[Data records]

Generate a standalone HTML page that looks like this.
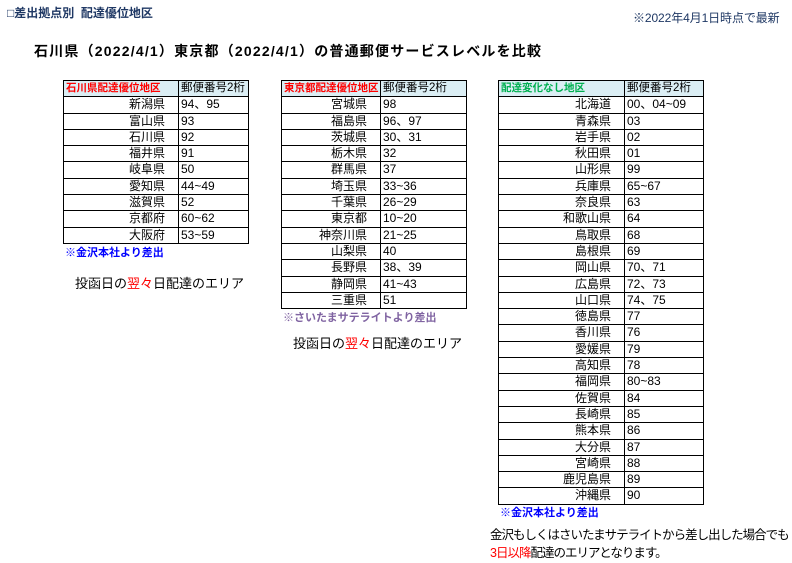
<!DOCTYPE html>
<html><head><meta charset="utf-8"><style>
body{margin:0;width:792px;height:563px;background:#fff;position:relative;overflow:hidden;font-family:"Liberation Sans","Noto Sans CJK JP",sans-serif;color:#000}
.a{position:absolute;white-space:nowrap}
.t{position:absolute;border-top:1px solid #000;border-left:1px solid #000;box-sizing:border-box}
.r{display:flex;height:16.3px;box-sizing:border-box}
.r div{border-right:1px solid #000;border-bottom:1px solid #000;box-sizing:border-box;font-size:12px;line-height:15px;height:16.3px;overflow:hidden;white-space:nowrap}
.r .n{text-align:right;padding-right:13px}
.r .c{padding-left:2px}
.h div{background:#dbeef4;font-size:11.5px}
.h .n{text-align:left;padding-left:2px;font-weight:bold;color:#f00;font-size:10.5px}
</style></head><body>
<div class="a" style="left:7px;top:4px;font-size:12px;font-weight:bold;color:#1f3864">□差出拠点別&nbsp; 配達優位地区</div>
<div class="a" style="left:633px;top:9px;font-size:12px;color:#1f3864;letter-spacing:-0.1px">※2022年4月1日時点で最新</div>
<div class="a" style="left:34px;top:41px;font-size:14px;font-weight:bold;letter-spacing:1.2px">石川県（2022/4/1）東京都（2022/4/1）の普通郵便サービスレベルを比較</div>

<div class="t" style="left:63px;top:80px;width:186px">
<div class="r h"><div class="n" style="width:115px">石川県配達優位地区</div><div class="c" style="width:70px">郵便番号2桁</div></div>
<div class="r"><div class="n" style="width:115px">新潟県</div><div class="c" style="width:70px">94、95</div></div>
<div class="r"><div class="n" style="width:115px">富山県</div><div class="c" style="width:70px">93</div></div>
<div class="r"><div class="n" style="width:115px">石川県</div><div class="c" style="width:70px">92</div></div>
<div class="r"><div class="n" style="width:115px">福井県</div><div class="c" style="width:70px">91</div></div>
<div class="r"><div class="n" style="width:115px">岐阜県</div><div class="c" style="width:70px">50</div></div>
<div class="r"><div class="n" style="width:115px">愛知県</div><div class="c" style="width:70px">44~49</div></div>
<div class="r"><div class="n" style="width:115px">滋賀県</div><div class="c" style="width:70px">52</div></div>
<div class="r"><div class="n" style="width:115px">京都府</div><div class="c" style="width:70px">60~62</div></div>
<div class="r"><div class="n" style="width:115px">大阪府</div><div class="c" style="width:70px">53~59</div></div>
</div>
<div class="a" style="left:65px;top:244px;font-size:11px;font-weight:bold;color:#00f">※金沢本社より差出</div>
<div class="a" style="left:75px;top:273px;font-size:13px">投函日の<span style="color:#f00">翌々</span>日配達のエリア</div>

<div class="t" style="left:281px;top:80px;width:186px">
<div class="r h"><div class="n" style="width:99px">東京都配達優位地区</div><div class="c" style="width:86px">郵便番号2桁</div></div>
<div class="r"><div class="n" style="width:99px">宮城県</div><div class="c" style="width:86px">98</div></div>
<div class="r"><div class="n" style="width:99px">福島県</div><div class="c" style="width:86px">96、97</div></div>
<div class="r"><div class="n" style="width:99px">茨城県</div><div class="c" style="width:86px">30、31</div></div>
<div class="r"><div class="n" style="width:99px">栃木県</div><div class="c" style="width:86px">32</div></div>
<div class="r"><div class="n" style="width:99px">群馬県</div><div class="c" style="width:86px">37</div></div>
<div class="r"><div class="n" style="width:99px">埼玉県</div><div class="c" style="width:86px">33~36</div></div>
<div class="r"><div class="n" style="width:99px">千葉県</div><div class="c" style="width:86px">26~29</div></div>
<div class="r"><div class="n" style="width:99px">東京都</div><div class="c" style="width:86px">10~20</div></div>
<div class="r"><div class="n" style="width:99px">神奈川県</div><div class="c" style="width:86px">21~25</div></div>
<div class="r"><div class="n" style="width:99px">山梨県</div><div class="c" style="width:86px">40</div></div>
<div class="r"><div class="n" style="width:99px">長野県</div><div class="c" style="width:86px">38、39</div></div>
<div class="r"><div class="n" style="width:99px">静岡県</div><div class="c" style="width:86px">41~43</div></div>
<div class="r"><div class="n" style="width:99px">三重県</div><div class="c" style="width:86px">51</div></div>
</div>
<div class="a" style="left:283px;top:309px;font-size:11px;font-weight:bold;color:#8064a2">※さいたまサテライトより差出</div>
<div class="a" style="left:293px;top:333px;font-size:13px">投函日の<span style="color:#f00">翌々</span>日配達のエリア</div>

<div class="t" style="left:498px;top:80px;width:206px">
<div class="r h"><div class="n" style="width:126px;color:#00b050">配達変化なし地区</div><div class="c" style="width:79px">郵便番号2桁</div></div>
<div class="r"><div class="n" style="width:126px">北海道</div><div class="c" style="width:79px">00、04~09</div></div>
<div class="r"><div class="n" style="width:126px">青森県</div><div class="c" style="width:79px">03</div></div>
<div class="r"><div class="n" style="width:126px">岩手県</div><div class="c" style="width:79px">02</div></div>
<div class="r"><div class="n" style="width:126px">秋田県</div><div class="c" style="width:79px">01</div></div>
<div class="r"><div class="n" style="width:126px">山形県</div><div class="c" style="width:79px">99</div></div>
<div class="r"><div class="n" style="width:126px">兵庫県</div><div class="c" style="width:79px">65~67</div></div>
<div class="r"><div class="n" style="width:126px">奈良県</div><div class="c" style="width:79px">63</div></div>
<div class="r"><div class="n" style="width:126px">和歌山県</div><div class="c" style="width:79px">64</div></div>
<div class="r"><div class="n" style="width:126px">鳥取県</div><div class="c" style="width:79px">68</div></div>
<div class="r"><div class="n" style="width:126px">島根県</div><div class="c" style="width:79px">69</div></div>
<div class="r"><div class="n" style="width:126px">岡山県</div><div class="c" style="width:79px">70、71</div></div>
<div class="r"><div class="n" style="width:126px">広島県</div><div class="c" style="width:79px">72、73</div></div>
<div class="r"><div class="n" style="width:126px">山口県</div><div class="c" style="width:79px">74、75</div></div>
<div class="r"><div class="n" style="width:126px">徳島県</div><div class="c" style="width:79px">77</div></div>
<div class="r"><div class="n" style="width:126px">香川県</div><div class="c" style="width:79px">76</div></div>
<div class="r"><div class="n" style="width:126px">愛媛県</div><div class="c" style="width:79px">79</div></div>
<div class="r"><div class="n" style="width:126px">高知県</div><div class="c" style="width:79px">78</div></div>
<div class="r"><div class="n" style="width:126px">福岡県</div><div class="c" style="width:79px">80~83</div></div>
<div class="r"><div class="n" style="width:126px">佐賀県</div><div class="c" style="width:79px">84</div></div>
<div class="r"><div class="n" style="width:126px">長崎県</div><div class="c" style="width:79px">85</div></div>
<div class="r"><div class="n" style="width:126px">熊本県</div><div class="c" style="width:79px">86</div></div>
<div class="r"><div class="n" style="width:126px">大分県</div><div class="c" style="width:79px">87</div></div>
<div class="r"><div class="n" style="width:126px">宮崎県</div><div class="c" style="width:79px">88</div></div>
<div class="r"><div class="n" style="width:126px">鹿児島県</div><div class="c" style="width:79px">89</div></div>
<div class="r"><div class="n" style="width:126px">沖縄県</div><div class="c" style="width:79px">90</div></div>
</div>
<div class="a" style="left:500px;top:504px;font-size:11px;font-weight:bold;color:#00f">※金沢本社より差出</div>
<div class="a" style="left:490px;top:526px;font-size:12.5px;line-height:18px;letter-spacing:-1px">金沢もしくはさいたまサテライトから差し出した場合でも<br><span style="color:#f00">3日以降</span>配達のエリアとなります。</div>
</body></html>
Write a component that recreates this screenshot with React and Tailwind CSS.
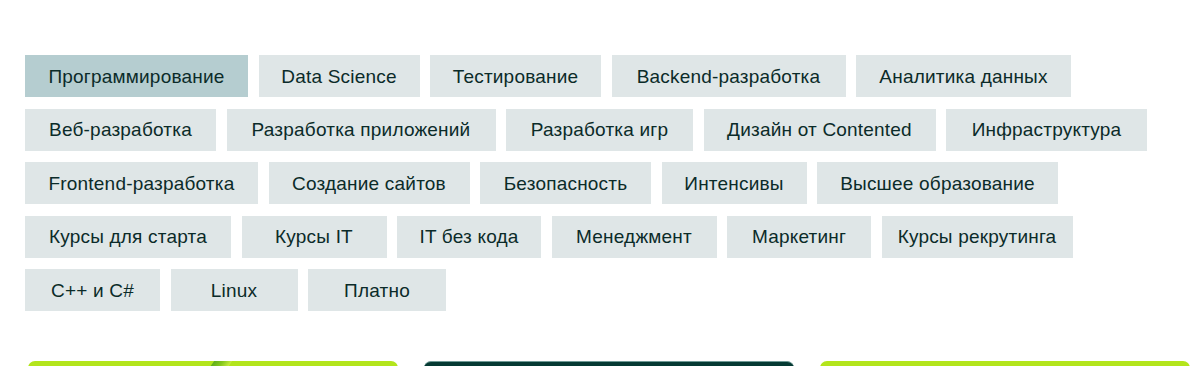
import React from "react";

const rows = [
  [
    ["Программирование", 223, true],
    ["Data Science", 161],
    ["Тестирование", 171],
    ["Backend-разработка", 234],
    ["Аналитика данных", 215],
  ],
  [
    ["Веб-разработка", 191],
    ["Разработка приложений", 269],
    ["Разработка игр", 187],
    ["Дизайн от Contented", 232],
    ["Инфраструктура", 201],
  ],
  [
    ["Frontend-разработка", 233],
    ["Создание сайтов", 201],
    ["Безопасность", 171],
    ["Интенсивы", 145],
    ["Высшее образование", 241],
  ],
  [
    ["Курсы для старта", 206],
    ["Курсы IT", 145],
    ["IT без кода", 144],
    ["Менеджмент", 165],
    ["Маркетинг", 144],
    ["Курсы рекрутинга", 191],
  ],
  [
    ["C++ и C#", 135],
    ["Linux", 127],
    ["Платно", 138],
  ],
];

const items = rows.flat();

export default function App() {
  return (
    <div
      className="w-[1200px] h-[366px] overflow-hidden bg-white"
      style={{ fontFamily: '"Liberation Sans", Arial, sans-serif' }}
    >
      <div className="pt-[55px] pl-[25px] w-[1175px] flex flex-wrap gap-x-[10.5px] gap-y-[11.5px]">
        {items.map(([label, w, active]) => (
          <div
            key={label}
            style={{ width: w }}
            className={`h-[42px] flex items-center justify-center text-[19px] tracking-[0.2px] leading-none text-[#0b2b29] ${
              active ? "bg-[#b5cdd0]" : "bg-[#dfe6e7]"
            }`}
          >
            {label}
          </div>
        ))}
      </div>
      <div className="mt-[50px] pl-[28px] flex gap-[26px]">
        <div className="relative w-[370px] h-[40px] rounded-t-[7px] bg-[#b3e51c] overflow-hidden">
          <div className="absolute top-0 left-[182px] w-[18px] h-[12px] bg-gradient-to-r from-[#5fae1c] via-[#86c81c] to-[#c6ec3c] -skew-x-[35deg]" />
        </div>
        <div className="w-[370px] h-[40px] rounded-t-[7px] bg-[#053a33] border-t border-[#6f9a95]" />
        <div className="w-[370px] h-[40px] rounded-t-[7px] bg-[#b3e51c]" />
      </div>
    </div>
  );
}
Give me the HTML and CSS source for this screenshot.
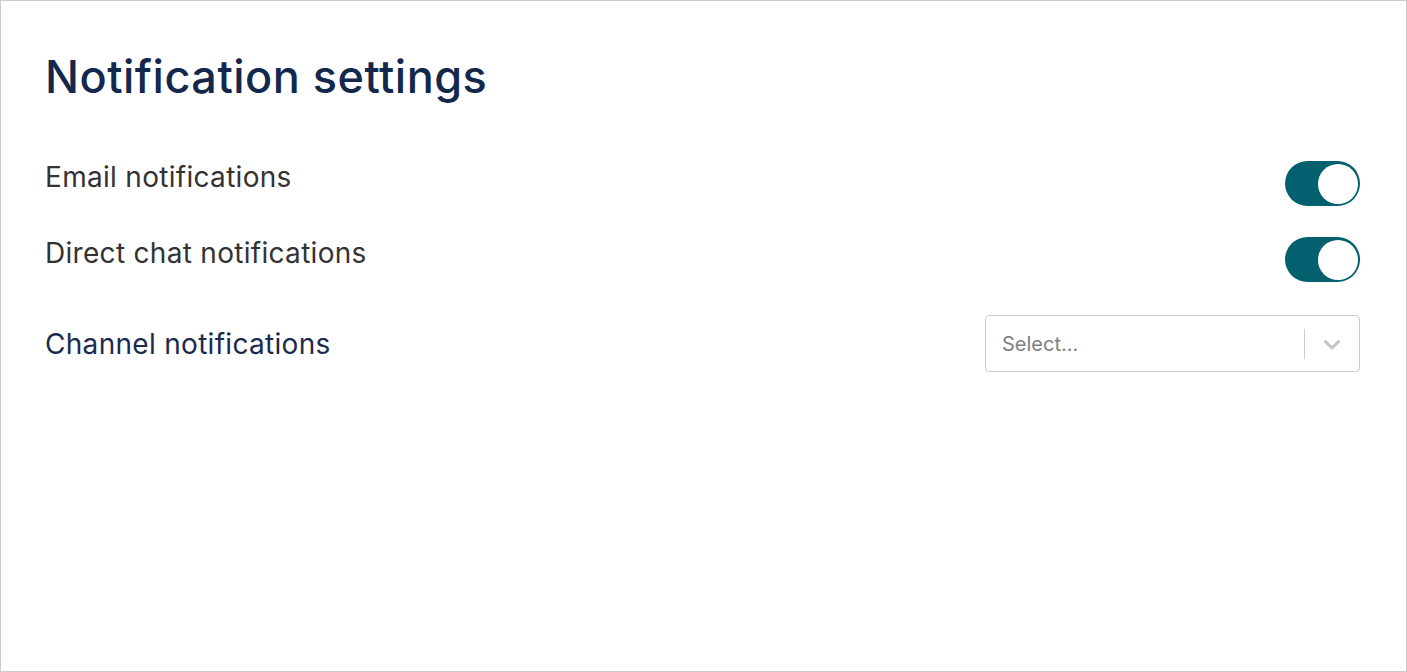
FILE: index.html
```html
<!DOCTYPE html>
<html>
<head>
<meta charset="utf-8">
<link rel="stylesheet" href="styles.css">
</head>
<body>
<div class="page">
  <h1 class="title">Notification settings</h1>
  <div class="row row-toggle">
    <span class="label">Email notifications</span>
    <span class="toggle"><span class="knob"></span></span>
  </div>
  <div class="row row-toggle">
    <span class="label">Direct chat notifications</span>
    <span class="toggle"><span class="knob"></span></span>
  </div>
  <div class="row row-select">
    <span class="label label-navy">Channel notifications</span>
    <div class="select">
      <span class="placeholder">Select...</span>
      <span class="indicators">
        <span class="sep"></span>
        <svg class="chev" width="28" height="28" viewBox="0 0 20 20"><path fill="#c8c8c8" d="M4.516 7.548c0.436-0.446 1.043-0.481 1.576 0l3.908 3.747 3.908-3.747c0.533-0.481 1.141-0.446 1.574 0 0.436 0.445 0.408 1.197 0 1.615-0.406 0.418-4.695 4.502-4.695 4.502-0.217 0.223-0.502 0.335-0.787 0.335s-0.57-0.112-0.789-0.335c0 0-4.287-4.084-4.695-4.502s-0.436-1.170 0-1.615z"/></svg>
      </span>
    </div>
  </div>
</div>
</body>
</html>
```
FILE: styles.css
```css
html, body { margin: 0; padding: 0; }
body { background: #fff; font-family: Inter, "Noto Sans", sans-serif; }
.page {
  box-sizing: border-box;
  width: 1407px;
  height: 672px;
  border: 1px solid #cccccc;
  padding: 48px 46px 0 44px;
}
.title {
  margin: 0 0 56px 0;
  font-size: 45px;
  font-weight: 500;
  line-height: 56px;
  color: #13284c;
  letter-spacing: 0.5px;
}
.row {
  display: flex;
  justify-content: space-between;
}
.row-toggle { align-items: flex-start; height: 76px; }
.row-select { align-items: center; margin-top: 2px; }
.label {
  font-size: 28px;
  line-height: 32px;
  color: #333333;
  letter-spacing: 0.3px;
}
.label-navy { color: #1a2b4f; }
.toggle {
  box-sizing: border-box;
  width: 75px;
  height: 45px;
  border-radius: 23px;
  background: #03606e;
  padding: 2.5px;
  display: flex;
  justify-content: flex-end;
}
.knob {
  width: 40px;
  height: 40px;
  border-radius: 50%;
  background: #fff;
}
.select {
  box-sizing: border-box;
  width: 375px;
  height: 57px;
  border: 1px solid #cccccc;
  border-radius: 4px;
  display: flex;
  align-items: center;
  justify-content: space-between;
  padding-left: 16px;
}
.placeholder {
  font-size: 20px;
  color: #808080;
}
.indicators { display: flex; align-items: center; height: 100%; }
.sep { width: 1px; height: 30px; background: #cccccc; margin-right: 13px; }
.chev { margin-right: 13px; display: block; }
```
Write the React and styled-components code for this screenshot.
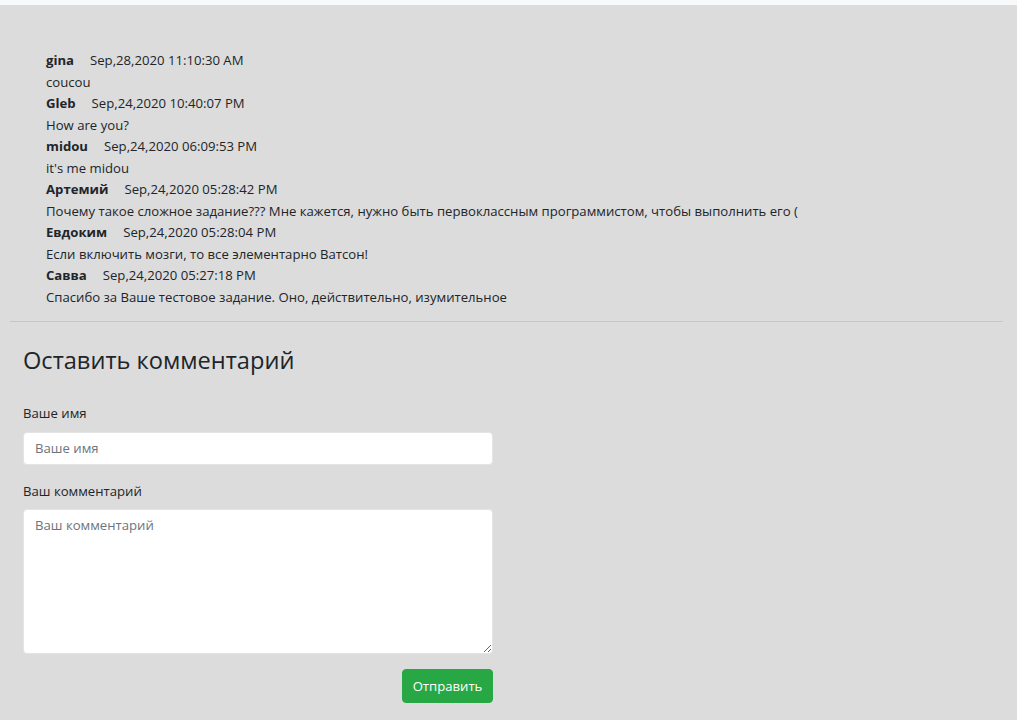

- [Short problem]:
Print exactly what appears from the line holding "Write a component" down to the line holding "import React from", both ends kept, leaving out the pictures.

- [The completed task]:
Write a component that recreates this screenshot with React and Tailwind CSS.
import React from "react";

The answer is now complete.